More broadcasters need to transmit in mobile DTV for the industry to move to the equivalent of a version 2.0 transmission, receive-antenna and CE device chip, said consultant John Lawson, who’s working on the service, in an interview. “If we don’t get more broadcasters firing up mobile DTV, we may never get to it,” said the Convergent Services head of v2. “Everybody is waiting for someone else to make the next move.” To Lawson, who advised on the development of mobile DTV emergency alert system warnings called M-EAS and previously ran the Association of Public Television Stations, the lag in getting stations into mobile DTV has “been a source of frustration” that more “aren’t willing to take the leap,” he said.
"The payoffs could be large, but more broadcasters have to take a chance on innovation, because if you don’t innovate, you die,” said Lawson.

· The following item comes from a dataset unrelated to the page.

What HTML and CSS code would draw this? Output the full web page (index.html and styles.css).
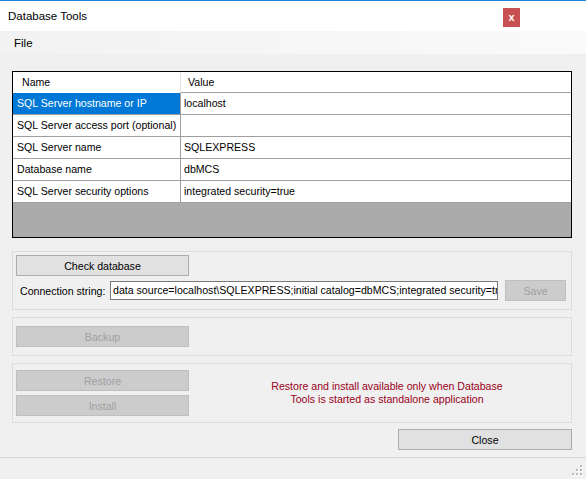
FILE: index.html
```html
<!DOCTYPE html>
<html>
<head>
<meta charset="utf-8">
<title>Database Tools</title>
<link rel="stylesheet" href="styles.css">
</head>
<body>
<div class="window">
  <div class="titlebar">
    <span class="title">Database Tools</span>
    <span class="close-x">x</span>
  </div>
  <div class="menubar"><span class="menu-item">File</span></div>
  <div class="main">
    <div class="grid">
      <div class="row head">
        <div class="cell c1">Name</div>
        <div class="cell c2">Value</div>
      </div>
      <div class="row">
        <div class="cell c1 selected">SQL Server hostname or IP</div>
        <div class="cell c2">localhost</div>
      </div>
      <div class="row">
        <div class="cell c1">SQL Server access port (optional)</div>
        <div class="cell c2"></div>
      </div>
      <div class="row">
        <div class="cell c1">SQL Server name</div>
        <div class="cell c2">SQLEXPRESS</div>
      </div>
      <div class="row">
        <div class="cell c1">Database name</div>
        <div class="cell c2">dbMCS</div>
      </div>
      <div class="row">
        <div class="cell c1">SQL Server security options</div>
        <div class="cell c2">integrated security=true</div>
      </div>
      <div class="grid-empty"></div>
    </div>

    <div class="group g1">
      <button class="btn wide">Check database</button>
      <div class="conn-row">
        <span class="conn-label">Connection string:</span>
        <div class="textbox">data source=localhost\SQLEXPRESS;initial catalog=dbMCS;integrated security=true</div>
        <button class="btn disabled save">Save</button>
      </div>
    </div>

    <div class="group g2">
      <button class="btn wide disabled">Backup</button>
    </div>

    <div class="group g3">
      <div class="btn-col">
        <button class="btn wide disabled">Restore</button>
        <button class="btn wide disabled">Install</button>
      </div>
      <div class="note">Restore and install available only when Database<br>Tools is started as standalone application</div>
    </div>

    <div class="close-row">
      <button class="btn close-btn">Close</button>
    </div>
  </div>
  <div class="status">
    <svg class="grip" width="12" height="12" viewBox="0 0 12 12">
      <rect x="9" y="1" width="2" height="2" fill="#fff"/>
      <rect x="5" y="5" width="2" height="2" fill="#fff"/>
      <rect x="9" y="5" width="2" height="2" fill="#fff"/>
      <rect x="1" y="9" width="2" height="2" fill="#fff"/>
      <rect x="5" y="9" width="2" height="2" fill="#fff"/>
      <rect x="9" y="9" width="2" height="2" fill="#fff"/>
      <rect x="8" y="0" width="2" height="2" fill="#b8b8b8"/>
      <rect x="4" y="4" width="2" height="2" fill="#b8b8b8"/>
      <rect x="8" y="4" width="2" height="2" fill="#b8b8b8"/>
      <rect x="0" y="8" width="2" height="2" fill="#b8b8b8"/>
      <rect x="4" y="8" width="2" height="2" fill="#b8b8b8"/>
      <rect x="8" y="8" width="2" height="2" fill="#b8b8b8"/>
    </svg>
  </div>
</div>
</body>
</html>
```

FILE: styles.css
```css
* { box-sizing: border-box; }
html, body { margin: 0; padding: 0; }
body {
  width: 586px;
  height: 479px;
  overflow: hidden;
  background: #f0f0f0;
  font-family: "Liberation Sans", Arial, sans-serif;
  font-size: 10.6px;
  color: #000;
}
.window {
  display: flex;
  flex-direction: column;
  height: 479px;
}
.titlebar {
  height: 31px;
  border-top: 1px solid #1c84d8;
  background: #fff;
  display: flex;
  align-items: flex-start;
}
.title {
  font-size: 11.5px;
  padding-left: 8px;
  line-height: 30px;
}
.close-x {
  margin-left: auto;
  margin-right: 66px;
  margin-top: 7px;
  width: 17px;
  height: 19px;
  background: #c75050;
  color: #fff;
  font-weight: bold;
  font-size: 11px;
  line-height: 19px;
  text-align: center;
}
.menubar {
  height: 23px;
  background: linear-gradient(to right, #f2f2f2, #fafafa);
  display: flex;
  align-items: center;
}
.menu-item {
  padding-left: 14px;
  font-size: 11.5px;
}
.main {
  padding: 17px 14px 0 12px;
  display: flex;
  flex-direction: column;
}
.grid {
  width: 560px;
  height: 167px;
  border: 1px solid #000;
  background: #ababab;
  display: flex;
  flex-direction: column;
}
.row {
  display: flex;
  height: 22px;
  background: #fff;
  border-bottom: 1px solid #a0a0a0;
}
.row.head {
  height: 21px;
  border-bottom: none;
}
.cell {
  line-height: 21px;
  white-space: nowrap;
  overflow: hidden;
}
.c1 {
  width: 168px;
  padding-left: 4px;
  border-right: 1px solid #a0a0a0;
}
.c2 {
  flex: 1;
  padding-left: 3px;
}
.head .cell { line-height: 20px; }
.head .c1 { padding-left: 9px; border-right-color: #e5e5e5; }
.head .c2 { padding-left: 7px; border-bottom: 1px solid #a0a0a0; }
.selected {
  background: #0078d7;
  color: #fff;
}
.grid-empty { flex: 1; }

.group {
  width: 560px;
  border: 1px solid #dcdcdc;
  padding-left: 3px;
}
.g1 {
  margin-top: 13px;
  height: 59px;
  padding-top: 3px;
}
.g2 {
  margin-top: 7px;
  height: 39px;
  padding-top: 8px;
}
.g3 {
  margin-top: 7px;
  height: 60px;
  padding-top: 6px;
  display: flex;
}
.btn {
  display: block;
  font-family: "Liberation Sans", Arial, sans-serif;
  font-size: 10.6px;
  height: 21px;
  padding: 0;
  margin: 0;
  background: #e1e1e1;
  border: 1px solid #adadad;
  color: #000;
}
.btn.wide { width: 173px; }
.btn.disabled {
  background: #cccccc;
  border-color: #bfbfbf;
  color: #a0a0a0;
}
.conn-row {
  display: flex;
  align-items: center;
  margin-top: 4px;
  height: 21px;
}
.conn-label {
  padding-left: 4px;
  width: 94px;
}
.textbox {
  width: 388px;
  height: 19px;
  background: #fff;
  border: 1px solid #7a7a7a;
  padding-left: 2px;
  line-height: 17px;
  white-space: nowrap;
  overflow: hidden;
  text-overflow: clip;
}
.save {
  width: 61px;
  margin-left: 7px;
}
.btn-col {
  display: flex;
  flex-direction: column;
  gap: 4px;
}
.note {
  flex: 1;
  display: flex;
  align-items: center;
  justify-content: center;
  text-align: center;
  padding-left: 14px;
  padding-bottom: 6px;
  line-height: 13px;
  color: #9a0020;
}
.close-row {
  display: flex;
  justify-content: flex-end;
  margin-top: 6px;
}
.close-btn { width: 174px; }
.status {
  margin-top: auto;
  height: 22px;
  border-top: 1px solid #d9d9d9;
  display: flex;
  justify-content: flex-end;
  align-items: flex-end;
  padding-right: 2px;
  padding-bottom: 2px;
}
.grip { display: block; }
```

Mobile DTV could be a “bridge” to ATSC 3.0, he said. That signal propagation and reception haven’t improved further for mobile DTV isn’t a technology issue but is a business issue of whether there is enough “volume” to support research and development efforts to make improvements, he said. The end of the “implosion” of broadcast advertising around the great recession “has really given way to a sense of complacency” among some in the industry who say “'let’s wait until ATSC 3.0 until we do mobile,'” said Lawson. BIA/Kelsey expects mobile-ad spending to grow to 7.1 percent of U.S. local advertising spending in 2017 from 2.1 percent this year, said Managing Director Rick Ducey at the event. Mobile video usage is growing more quickly than other types of video, he said of the “crazy” growth.
"The good news” about the mobile DTV rollout “is it is entirely up to the broadcast industry” about how fast it will “light up” stations, said panelist Salil Dalvi, co-general manager of the Mobile Content Venture. The rollout will go quickly if stations light up quickly, and slowly if that’s how they proceed, he said in response to our question. “It’s as simple as that.”